◆ Problem statement: Search the data for the string "this" and extract every line where it appears.

◆ Stored rows:
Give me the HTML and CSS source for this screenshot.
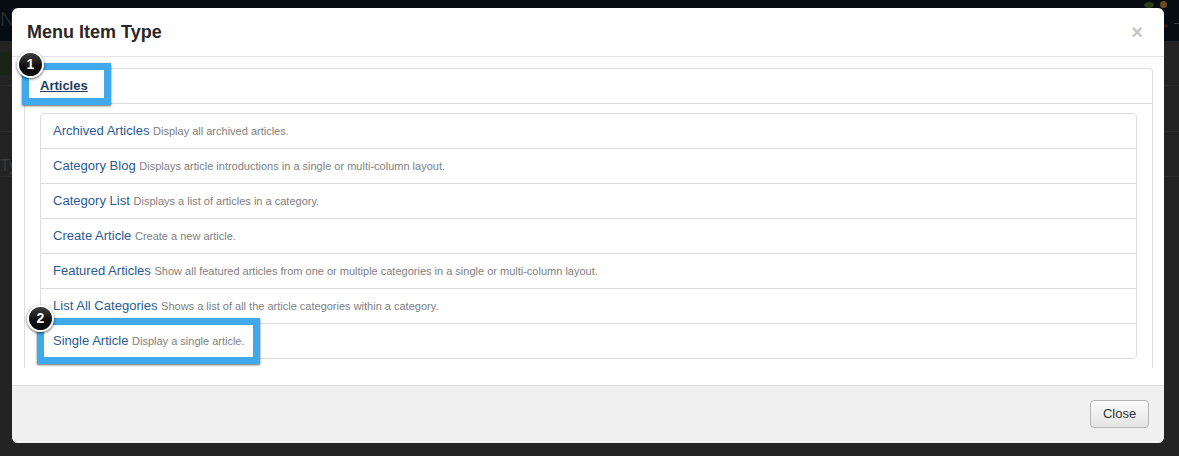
FILE: index.html
```html
<!DOCTYPE html>
<html lang="en">
<head>
  <meta charset="UTF-8">
  <title>Menu Item Type</title>
  <link rel="stylesheet" href="styles.css">
</head>
<body>
  <div class="backdrop">
    <div class="topbar">
      <span class="brand">N</span>
      <div class="top-icons">
        <span class="dot dot-green"></span>
        <span class="dot dot-orange"></span>
        <span class="dot dot-red"></span>
        <span class="dash"></span>
      </div>
    </div>
    <div class="toolbar"></div>
    <div class="back-row back-short"></div>
    <div class="back-row back-tall"></div>
    <div class="back-row back-label">Ty</div>
  </div>

  <div class="modal">
    <div class="modal-header">
      <h3>Menu Item Type</h3>
      <span class="close-x">&times;</span>
    </div>
    <div class="modal-body">
      <div class="tabs">
        <div class="tab-head"><a href="#" class="tab-link">Articles</a></div>
        <div class="tab-content">
          <ul class="type-list">
            <li><a href="#">Archived Articles</a> <small>Display all archived articles.</small></li>
            <li><a href="#">Category Blog</a> <small>Displays article introductions in a single or multi-column layout.</small></li>
            <li><a href="#">Category List</a> <small>Displays a list of articles in a category.</small></li>
            <li><a href="#">Create Article</a> <small>Create a new article.</small></li>
            <li><a href="#">Featured Articles</a> <small>Show all featured articles from one or multiple categories in a single or multi-column layout.</small></li>
            <li><a href="#">List All Categories</a> <small>Shows a list of all the article categories within a category.</small></li>
            <li><a href="#">Single Article</a> <small>Display a single article.</small></li>
          </ul>
        </div>
      </div>
    </div>
    <div class="modal-footer">
      <button class="btn">Close</button>
    </div>
  </div>

  <div class="mark mark-one"></div>
  <div class="mark mark-two"></div>
  <div class="badge badge-one">1</div>
  <div class="badge badge-two">2</div>
</body>
</html>
```

FILE: styles.css
```css
html, body {
  margin: 0;
  height: 100%;
}
body {
  font-family: 'Liberation Sans', Arial, sans-serif;
  background: #232323;
  color: #333;
  overflow: hidden;
}
.backdrop {
  height: 456px;
}
.topbar {
  height: 41px;
  background: #070b12;
  color: #262a2e;
  font-size: 20px;
  line-height: 38px;
  display: flex;
  justify-content: space-between;
}
.top-icons {
  position: relative;
  width: 40px;
}
.dot {
  position: absolute;
  border-radius: 50%;
}
.dot-green {
  left: 5px;
  top: 2px;
  width: 10px;
  height: 6px;
  background: #2d3d1c;
}
.dot-orange {
  left: 21px;
  top: 1px;
  width: 7px;
  height: 7px;
  background: #6b4a20;
}
.dot-red {
  left: 25px;
  top: 24px;
  width: 4px;
  height: 4px;
  background: #3a1512;
}
.dash {
  position: absolute;
  left: 35px;
  top: 23px;
  width: 5px;
  height: 1px;
  background: #3a3d42;
}
.toolbar {
  width: 100px;
  height: 23px;
  margin-top: 11px;
  background: #1a2316;
}
.back-row {
  border-bottom: 1px solid #2b2b2b;
}
.back-short {
  height: 10px;
}
.back-tall {
  height: 45px;
}
.back-label {
  height: 20px;
  padding-top: 24px;
  color: #3c3c3c;
  font-size: 16px;
  line-height: 20px;
}

.modal {
  position: absolute;
  left: 12px;
  top: 8px;
  width: 1152px;
  height: 435px;
  background: #fff;
  border-radius: 6px;
  display: flex;
  flex-direction: column;
  overflow: hidden;
}
.modal-header {
  height: 48px;
  flex: none;
  border-bottom: 1px solid #e5e5e5;
  display: flex;
  align-items: center;
  justify-content: space-between;
  padding: 0 21px 0 15px;
}
.modal-header h3 {
  margin: 0;
  font-size: 18px;
  line-height: 48px;
  color: #2b2724;
}
.close-x {
  font-size: 20px;
  font-weight: bold;
  color: #c4c4c4;
  line-height: 20px;
}
.modal-body {
  flex: 1;
  padding: 11px 11px 0 12px;
}
.tabs {
  height: 300px;
  box-sizing: border-box;
  border: 1px solid #ddd;
  border-bottom: none;
  border-radius: 4px 4px 0 0;
}
.tab-head {
  height: 34px;
  border-bottom: 1px solid #ddd;
  padding-left: 15px;
  line-height: 32px;
}
.tab-link {
  color: #1c3a63;
  font-size: 13px;
  font-weight: bold;
}
.tab-content {
  padding: 9px 15px 0;
}
.type-list {
  list-style: none;
  margin: 0;
  padding: 0;
  border: 1px solid #ddd;
  border-radius: 4px;
}
.type-list li {
  height: 34px;
  line-height: 34px;
  padding-left: 12px;
  border-bottom: 1px solid #ddd;
  font-size: 13.05px;
}
.type-list li:last-child {
  border-bottom: none;
}
.type-list a {
  color: #2a5a94;
  text-decoration: none;
}
.type-list small {
  font-size: 11px;
  color: #808080;
}
.modal-footer {
  height: 58px;
  flex: none;
  box-sizing: border-box;
  background: #f0f0f0;
  border-top: 1px solid #ddd;
  display: flex;
  align-items: center;
  justify-content: flex-end;
  padding: 0 15px 1px 0;
}
.btn {
  width: 59px;
  height: 28px;
  padding: 0 0 2px;
  font-family: inherit;
  font-size: 13px;
  color: #333;
  background: linear-gradient(#fafafa, #e4e4e4);
  border: 1px solid #b5b5b5;
  border-radius: 4px;
}

/* annotations on top of the screenshot */
.mark {
  position: absolute;
  box-sizing: border-box;
  border: 7px solid #3fa9ec;
  box-shadow: 0 1px 2px rgba(0, 0, 0, 0.6);
}
.mark-one {
  left: 22px;
  top: 63px;
  width: 89px;
  height: 42px;
}
.mark-two {
  left: 37px;
  top: 318px;
  width: 223px;
  height: 46px;
}
.badge {
  position: absolute;
  box-sizing: border-box;
  width: 27px;
  height: 27px;
  border: 2px solid #fff;
  border-radius: 50%;
  background: linear-gradient(#3c3c3c, #0c0c0c 65%);
  box-shadow: 0 1px 3px rgba(0, 0, 0, 0.7);
  color: #fff;
  font-size: 14px;
  font-weight: bold;
  line-height: 23px;
  text-align: center;
}
.badge-one {
  left: 17px;
  top: 51px;
}
.badge-two {
  left: 27px;
  top: 305px;
}
```
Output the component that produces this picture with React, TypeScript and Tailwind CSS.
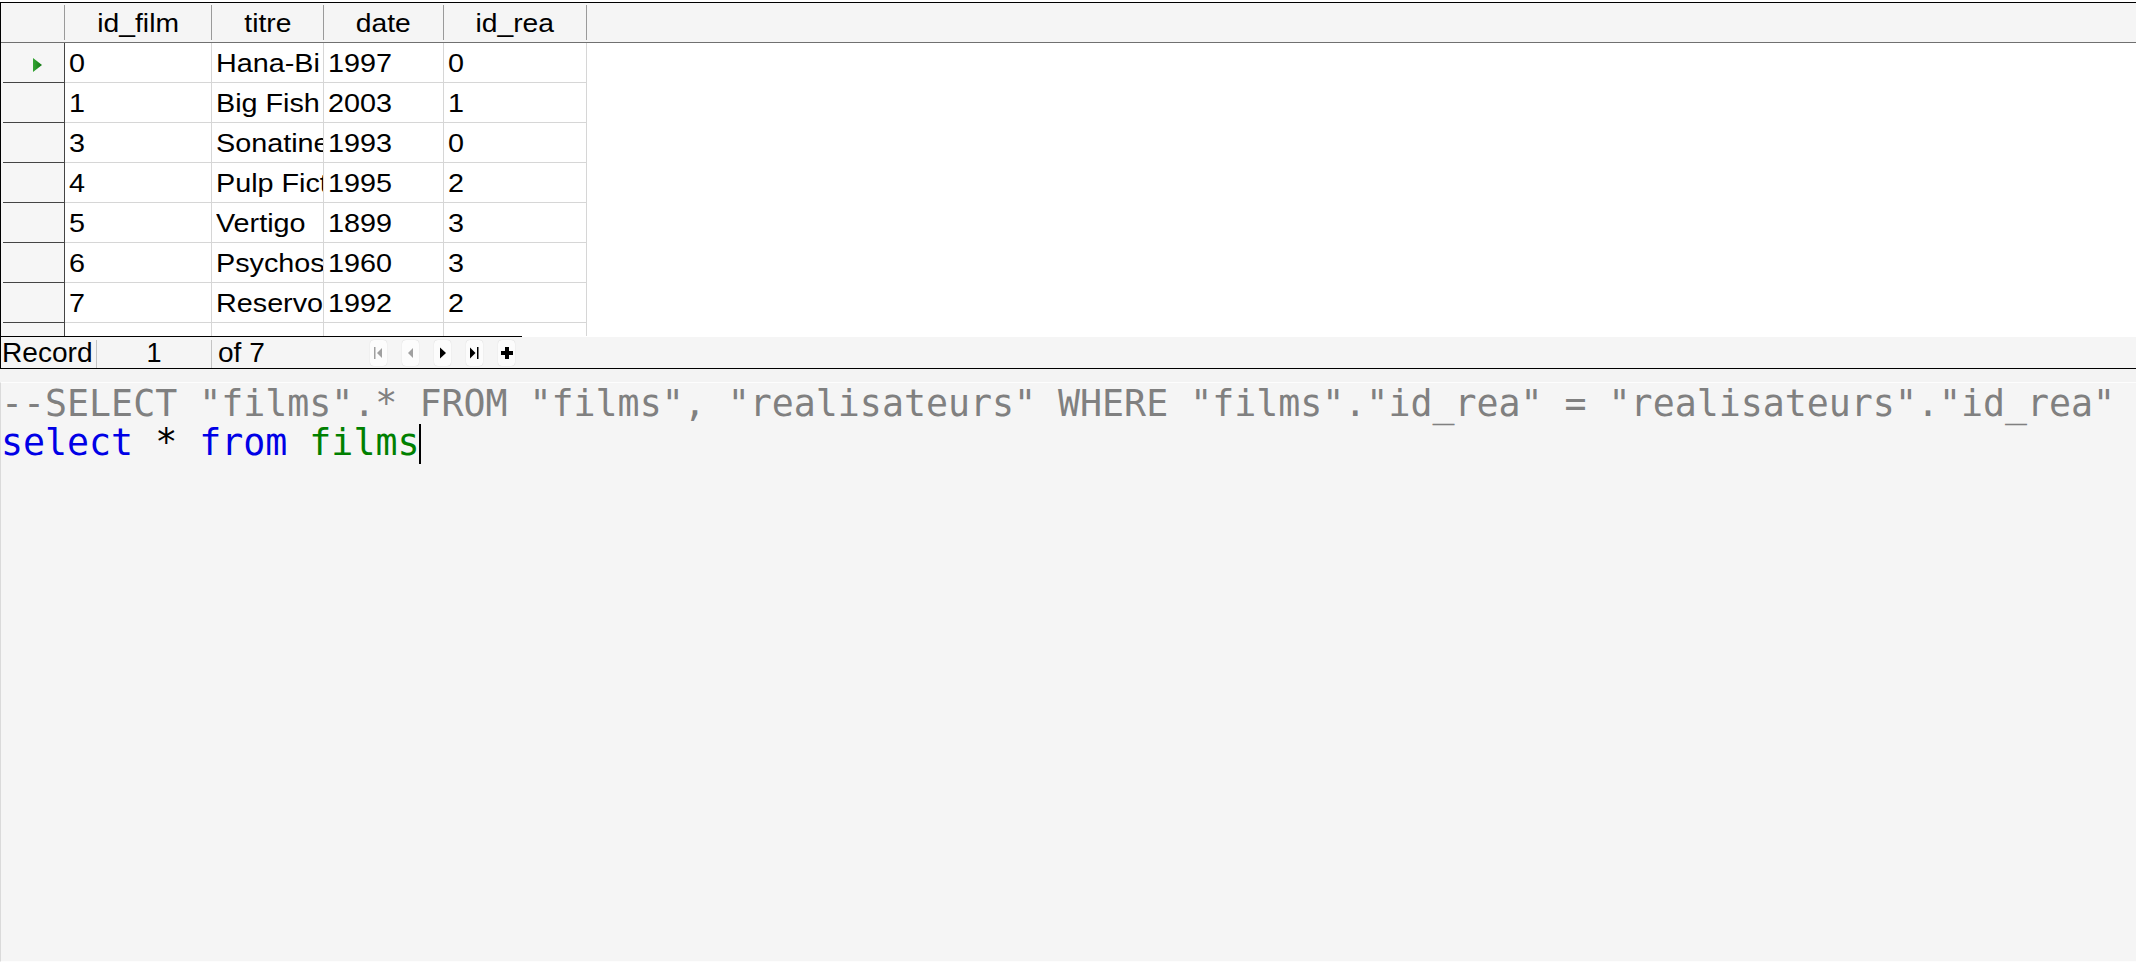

◆ Reply to the task:
Give me the HTML and CSS source for this screenshot.
Output the component that produces this picture with React, TypeScript and Tailwind CSS.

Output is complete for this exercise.